Port may just be one of the all-time favorite post-meal drinks. Back when I was a bartender, it was the easiest after-dinner sale because it’s so easy to drink, given its dried fruit flavor, mellow alcohol level, and refreshing acidity. Dependable names to consider include Taylor’s, Fonseca, Croft, and Delaforce.

Scotch is most definitely an acquired taste, but you don’t need a cigar to enjoy it (though if you insist … ). Just like rum, the more it’s allowed to age, the more mellow scotch becomes, often surprising people who wouldn’t go near, say, a Rob Roy.
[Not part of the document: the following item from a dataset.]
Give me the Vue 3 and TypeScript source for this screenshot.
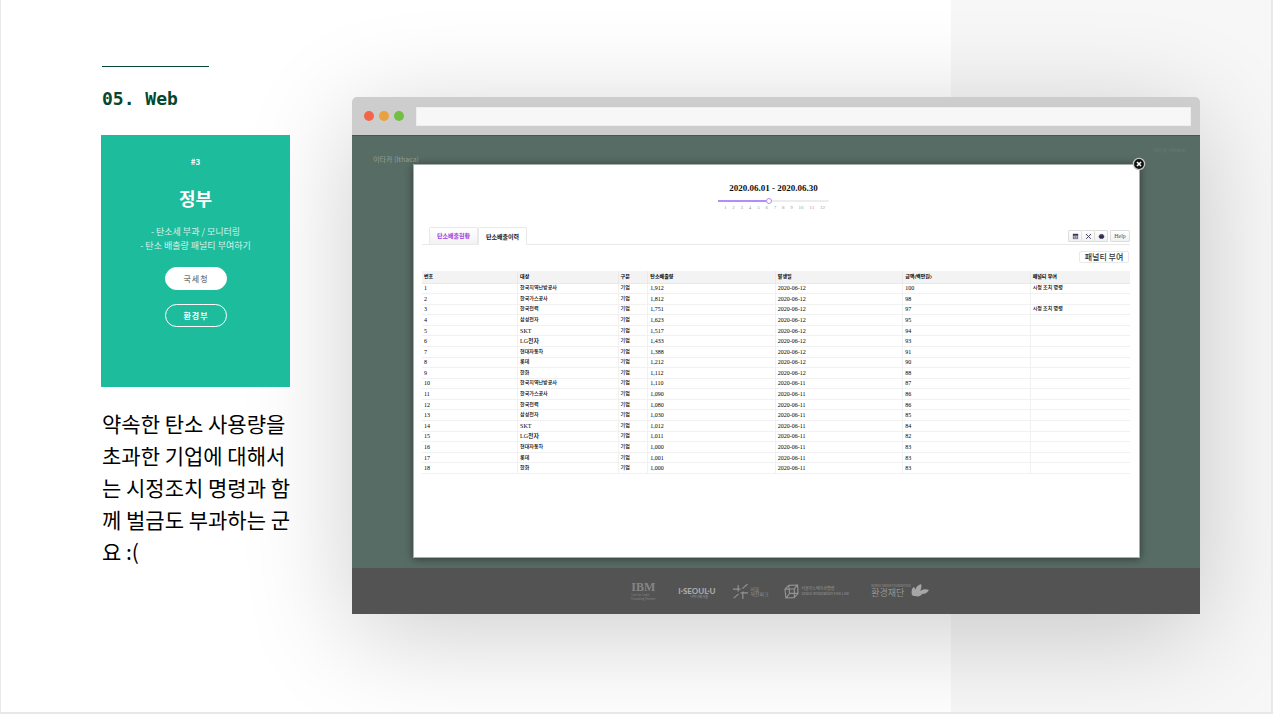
<script setup lang="ts">
import { ref, computed } from 'vue'

interface Row {
  company: string
  amount: string
  date: string
  fine: number
  penalty: string
}

const companies = ['한국지역난방공사', '한국가스공사', '한국전력', '삼성전자', 'SKT', 'LG전자', '현대자동차', '롯데', '한화']
const amounts = ['1,912', '1,812', '1,751', '1,623', '1,517', '1,433', '1,388', '1,212', '1,112', '1,110', '1,090', '1,080', '1,030', '1,012', '1,011', '1,000', '1,001', '1,000']
const fines = [100, 98, 97, 95, 94, 93, 91, 90, 88, 87, 86, 86, 85, 84, 82, 83, 83, 83]

const rows: Row[] = amounts.map((amount, i) => ({
  company: companies[i % companies.length],
  amount,
  date: i < 9 ? '2020-06-12' : '2020-06-11',
  fine: fines[i],
  penalty: i === 0 || i === 2 ? '시정 조치 명령' : '',
}))

const headers = ['번호', '대상', '구분', '탄소배출량', '발생일', '금액(백만원)', '패널티 부여']
const tabs = ['탄소배출현황', '탄소배출이력']
const activeTab = ref(1)
const month = ref(6)
const address = ref('')
const fill = computed(() => `${((month.value - 1) / 11) * 100}%`)
const period = computed(() => {
  const m = String(month.value).padStart(2, '0')
  const last = new Date(2020, month.value, 0).getDate()
  return `2020.${m}.01 - 2020.${m}.${last}`
})
const isLatin = (text: string) => /^[A-Z]/.test(text)
</script>

<template>
  <main class="slide">
    <section class="intro">
      <h1>05. Web</h1>
      <article class="card">
        <p class="tag">#3</p>
        <h2>정부</h2>
        <p class="duties">- 탄소세 부과 / 모니터링<br>- 탄소 배출량 패널티 부여하기</p>
        <button type="button" class="pill solid">국세청</button>
        <button type="button" class="pill">환경부</button>
      </article>
      <p class="note">약속한 탄소 사용량을 초과한 기업에 대해서는 시정조치 명령과 함께 벌금도 부과하는 군요 :(</p>
    </section>

    <section class="browser">
      <div class="chrome">
        <i class="dot red"></i>
        <i class="dot amber"></i>
        <i class="dot green"></i>
        <input v-model="address" class="address" type="text" aria-label="주소">
      </div>
      <div class="site">
        <header class="site-head">
          <span class="brand">이타카 (Ithaca)</span>
          <span class="crumb">이타카 (Ithaca)</span>
        </header>

        <div class="dialog" role="dialog" aria-label="탄소배출이력">
          <button type="button" class="close" aria-label="닫기">
            <svg viewBox="0 0 14 14">
              <circle cx="7" cy="7" r="5.600" fill="#111" stroke="#c4cac7" stroke-width="1.300" />
              <path d="M5 5l4 4M9 5l-4 4" stroke="#fff" stroke-width="1.600" />
            </svg>
          </button>

          <div class="period">
            <h3>{{ period }}</h3>
            <div class="slider">
              <div class="track"><div class="fill" :style="{ width: fill }"></div></div>
              <input v-model.number="month" type="range" min="1" max="12" aria-label="월">
            </div>
            <div class="months"><span v-for="m in 12" :key="m">{{ m }}</span></div>
          </div>

          <div class="tabbar">
            <button
              v-for="(tab, i) in tabs" :key="tab" type="button"
              class="tab" :class="{ active: activeTab === i }" @click="activeTab = i"
            >{{ tab }}</button>
            <div class="tools">
              <div class="group">
                <button type="button" aria-label="표">
                  <svg viewBox="0 0 8 8"><path d="M1 1h6v6H1z" fill="#6b6680" /><path d="M1 1h6v1.6H1z" fill="#3a3550" /><path d="M1.6 4h4.8M1.6 5.6h4.8M3 3v3.6M5 3v3.6" stroke="#d8d6e0" stroke-width=".5" /></svg>
                </button>
                <button type="button" aria-label="설정">
                  <svg viewBox="0 0 8 8"><path d="M1.4 1.400l5.200 5.200M6.600 1.400L1.400 6.600" stroke="#3f3a55" stroke-width="1.100" /><path d="M1 2.400L2.400 1M5.600 1l1.400 1.400" stroke="#3f3a55" /></svg>
                </button>
                <button type="button" aria-label="인쇄">
                  <svg viewBox="0 0 8 8"><rect x="2" y="1.200" width="4" height="5.600" fill="#5a5570" /><rect x=".8" y="2.600" width="6.400" height="3" rx="1.200" fill="#332e4c" /></svg>
                </button>
              </div>
              <button type="button" class="help">Help</button>
            </div>
          </div>

          <div class="actions"><button type="button" class="penalty">패널티 부여</button></div>

          <table>
            <colgroup>
              <col class="c-no"><col class="c-name"><col class="c-kind"><col class="c-wide"><col class="c-wide"><col class="c-wide"><col>
            </colgroup>
            <thead>
              <tr><th v-for="h in headers" :key="h" scope="col">{{ h }}</th></tr>
            </thead>
            <tbody>
              <tr v-for="(r, i) in rows" :key="i">
                <td class="num">{{ i + 1 }}</td>
                <td :class="{ num: isLatin(r.company) }">{{ r.company }}</td>
                <td>기업</td>
                <td class="num">{{ r.amount }}</td>
                <td class="num">{{ r.date }}</td>
                <td class="num">{{ r.fine }}</td>
                <td>{{ r.penalty }}</td>
              </tr>
            </tbody>
          </table>
        </div>
      </div>

      <footer class="partners">
        <div class="partner ibm">
          <strong>IBM</strong>
          <small>Call for Code<br>Founding Partner</small>
        </div>
        <div class="partner seoul">
          <strong>I·SEOUL·U</strong>
          <small>너와 나의 서울</small>
        </div>
        <div class="partner row park">
          <svg viewBox="0 0 16 16" fill="none" stroke="currentColor" stroke-width="1.200">
            <path d="M0 5.500h8M5.500 1v7M8 9.500h8M10.500 8v8M10 5L15.500 0M6 10.500L.8 15" />
          </svg>
          <span>서울<br>혁신파크</span>
        </div>
        <div class="partner row fab">
          <svg viewBox="0 0 16 16" fill="none" stroke="currentColor" stroke-width="1.200" stroke-linejoin="round">
            <path d="M1 5.500L5 1.500L14.500 1L15 10L11 14.500L2 15zM1 5.500L11 5L14.500 1M11 5v9.500M5 1.500L6 10L2 15M6 10h9" />
          </svg>
          <span>서울이노베이션팹랩<br>Seoul Innovation FAB LAB</span>
        </div>
        <div class="partner row green-fund">
          <div>
            <small>KOREA GREEN FOUNDATION</small>
            <span>환경재단</span>
          </div>
          <svg viewBox="0 0 18 14" fill="currentColor">
            <path d="M1 11C0 7 1 4 3 3c1 1 1 2 1 3C5 3 7 1 10 0c1 3 0 5-1 7 3-2 6-2 9-1-2 3-4 4-7 4-1 2-4 3-7 2-1 0-2 0-3-1z" />
          </svg>
        </div>
      </footer>
    </section>
  </main>
</template>

<style>
body {
  margin: 0;
}
</style>

<style scoped>
* {
  box-sizing: border-box;
}

h1, h2, h3, p {
  margin: 0;
}

button, input {
  font: inherit;
  margin: 0;
}

.slide {
  display: flex;
  align-items: flex-start;
  gap: 57px;
  min-height: 100vh;
  padding: 65px 71px 98px 100px;
  overflow: hidden;
  border: solid #e8e8e8;
  border-width: 0 2px 2px 1px;
  background: linear-gradient(90deg, #fff 74.8%, #f7f7f7 74.8%);
  font-family: Roboto, "Noto Sans CJK KR", sans-serif;
}

.intro {
  position: relative;
  z-index: 1;
  flex: 0 0 194px;
}

h1 {
  padding-left: 1px;
  color: #05472f;
  font: 700 18px/24px "DejaVu Sans Mono", monospace;
}

h1::before {
  content: "";
  display: block;
  width: 107px;
  margin: 1px 0 20px;
  border-top: 1px solid #05472f;
}

.card {
  display: flex;
  flex-direction: column;
  align-items: center;
  width: 189px;
  min-height: 252px;
  margin-top: 24px;
  padding-top: 20px;
  background: #1dbc9c;
  color: #fff;
  font-family: "Noto Sans CJK KR", sans-serif;
}

.tag {
  font-size: 8px;
  font-weight: 700;
  line-height: 14px;
}

h2 {
  margin-top: 16px;
  font-size: 18px;
  font-weight: 700;
  line-height: 26px;
}

.duties {
  margin: 14px 0;
  font-size: 9px;
  line-height: 14px;
  text-align: center;
  opacity: .8;
}

.pill {
  width: 62px;
  height: 23px;
  margin-bottom: 14px;
  padding: 0 0 0 1px;
  border: 1px solid #fff;
  border-radius: 12px;
  background: none;
  color: #fff;
  font-size: 8px;
  font-weight: 700;
  line-height: 12px;
  letter-spacing: 1px;
}

.solid {
  background: #fff;
  color: #777;
  font-weight: 500;
}

.note {
  margin-top: 20px;
  padding-left: 1px;
  color: #000;
  font: 400 21px/32px "Noto Sans CJK KR", sans-serif;
  word-break: break-all;
}

.browser {
  flex: 1;
  min-width: 0;
  margin-top: 32px;
  border-radius: 5px 5px 0 0;
  box-shadow: 0 20px 110px rgba(0, 0, 0, .2);
}

.chrome {
  display: flex;
  align-items: center;
  gap: 5px;
  height: 38px;
  padding: 0 9px 0 12px;
  border-radius: 5px 5px 0 0;
  background: #cdcdcd;
}

.dot {
  flex: none;
  width: 10px;
  height: 10px;
  border-radius: 50%;
}

.red { background: #f1654a; }
.amber { background: #eba13d; }
.green { background: #72bf44; }

.address {
  flex: 1;
  height: 19px;
  margin-left: 7px;
  padding: 0 6px;
  border: 1px solid #eee;
  background: #f7f7f7;
  font-size: 11px;
}

.site {
  padding-bottom: 10px;
  border-top: 1px solid #46574f;
  background: #576c64;
}

.site-head {
  display: flex;
  justify-content: space-between;
  height: 28px;
  padding: 9px 14px 0 21px;
  font-family: "Noto Sans CJK KR", sans-serif;
}

.brand {
  padding-top: 9px;
  color: #939e99;
  font-size: 7px;
  line-height: 10px;
}

.crumb {
  color: #6a7d75;
  font-size: 5px;
  line-height: 10px;
}

.dialog {
  position: relative;
  min-height: 394px;
  margin: 0 60px 0 61px;
  padding: 17px 9px 0 8px;
  border: 1px solid #a5b0ac;
  background: #fff;
  box-shadow: 0 1px 8px rgba(0, 0, 0, .45);
}

.close {
  position: absolute;
  top: -8px;
  right: -7px;
  width: 14px;
  height: 14px;
  padding: 0;
  border: 0;
  background: none;
}

.close svg {
  display: block;
}

.period {
  width: 111px;
  margin: 0 calc(50% - 53px) 0 auto;
  font-family: "Liberation Serif", serif;
}

h3 {
  color: #111;
  font-size: 9px;
  line-height: 12px;
  text-align: center;
  white-space: nowrap;
}

.slider {
  position: relative;
  display: flex;
  align-items: center;
  height: 8px;
  margin-top: 3px;
}

.track {
  flex: 1;
  height: 2px;
  border-radius: 1px;
  background: #ececec;
}

.fill {
  height: 2px;
  background: #b48cf5;
}

.slider input {
  position: absolute;
  inset: 0;
  width: 100%;
  height: 8px;
  appearance: none;
  background: none;
}

.slider input::-webkit-slider-thumb {
  width: 6px;
  height: 6px;
  appearance: none;
  border: 1px solid #b48cf5;
  border-radius: 50%;
  background: #fff;
}

.months {
  display: flex;
  justify-content: space-between;
  padding: 0 4px 0 6px;
  color: #999;
  font-size: 5px;
  line-height: 6px;
}

.tabbar {
  display: flex;
  align-items: flex-end;
  height: 19px;
  margin-top: 15px;
  padding-left: 7px;
  border-bottom: 1px solid #e9e9e9;
}

.tab {
  width: 49px;
  height: 17px;
  padding: 0;
  border: 1px solid #e9e9e9;
  border-bottom: 0;
  border-radius: 2px 2px 0 0;
  background: linear-gradient(#fff, #f2f2f2);
  color: #9b3fe0;
  font: 700 6px/8px "Noto Sans CJK KR", sans-serif;
}

.tab.active {
  height: 18px;
  margin-bottom: -1px;
  background: #fff;
  color: #111;
}

.tools {
  display: flex;
  gap: 2px;
  height: 13px;
  margin: 0 0 1px auto;
}

.group {
  display: flex;
}

.tools button {
  display: flex;
  align-items: center;
  justify-content: center;
  width: 14px;
  height: 12px;
  padding: 0;
  border: 1px solid #dedede;
  border-radius: 1px;
  background: linear-gradient(#fff, #f1f1f1);
}

.group button + button {
  width: 13px;
  border-left: 0;
}

.tools svg {
  width: 7px;
  height: 7px;
}

.tools .help {
  width: 20px;
  color: #55506a;
  font: 400 6px/8px "Liberation Serif", serif;
}

.actions {
  display: flex;
  justify-content: flex-end;
  padding: 6px 1px 8px;
}

.penalty {
  width: 50px;
  height: 12px;
  padding: 0;
  border: 1px solid #e9e9e9;
  border-radius: 2px;
  background: #fff;
  color: #333;
  font: 500 8px/10px "Noto Sans CJK KR", sans-serif;
}

table {
  width: 100%;
  height: 203px;
  border-collapse: collapse;
  border-bottom: 1px solid #e2e2e2;
  table-layout: fixed;
  color: #000;
  font: 500 5px/6px "Liberation Serif", "Noto Sans CJK KR", serif;
}

.c-no { width: 13.500%; }
.c-name { width: 14.200%; }
.c-kind { width: 4.200%; }
.c-wide { width: 18%; }

th, td {
  padding: 0 2px;
  border-bottom: 1px solid #f1f1f1;
  border-left: 1px solid #f1f1f1;
  text-align: left;
  white-space: nowrap;
}

th:first-child, td:first-child {
  border-left: 0;
}

th {
  height: 12px;
  border-color: #e9e9e9;
  background: #f3f3f3;
}

.num {
  font-size: 6px;
}

.partners {
  display: flex;
  align-items: center;
  justify-content: center;
  height: 46px;
  padding-left: 8px;
  background: #535353;
  color: #939393;
  font-family: "Noto Sans CJK KR", sans-serif;
}

.partner {
  font-size: 5px;
  line-height: 5px;
  white-space: nowrap;
}

.partner strong, .partner small {
  display: block;
}

.partner small {
  font-size: 3px;
  line-height: 4px;
}

.row {
  display: flex;
  align-items: center;
  gap: 2px;
}

.row svg {
  flex: none;
  width: 15px;
  height: 15px;
}

.ibm {
  width: 47px;
  color: #858585;
}

.ibm strong {
  font: 700 12px/12px "Liberation Serif", serif;
}

.seoul {
  width: 55px;
  padding-top: 4px;
  color: #aaa;
}

.seoul strong {
  font: 900 8px/8px Lato, sans-serif;
}

.seoul small {
  padding-left: 12px;
}

.park {
  width: 51px;
}

.fab {
  width: 87px;
  font-size: 4px;
}

.green-fund {
  gap: 0;
}

.green-fund span {
  font-size: 9px;
  line-height: 10px;
}

.green-fund svg {
  width: 18px;
  height: 14px;
  color: #a6a6a6;
}
</style>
Go near these and you’ll definitely get nearer to your Valentine: the Balvenie (PortWood 21-Year-Old), Glenfiddich (Ancient Reserve 18-Year-Old), Highland Park (18-Year-Old), the Macallan (Fine Oak 15-Year-Old), Laphroaig (10-Year-Old Cask Strength), and the Glendronach (12-Year-Old).

On the sweeter side, there are more than a few wines to consider. While I’ll never turn down a bottle of Sauternes, I tend to like it alongside foie gras or blue cheese. But for special occasions, when I want the wine to do the sweet-talking for me, I pour Dolce, an amazing late-harvest wine that is quite simply liquid gold. Despite its initial sweetness on the palate (think dried apricots, figs, and dates), it’s propped up by a kiss of acidity that makes your mouth water.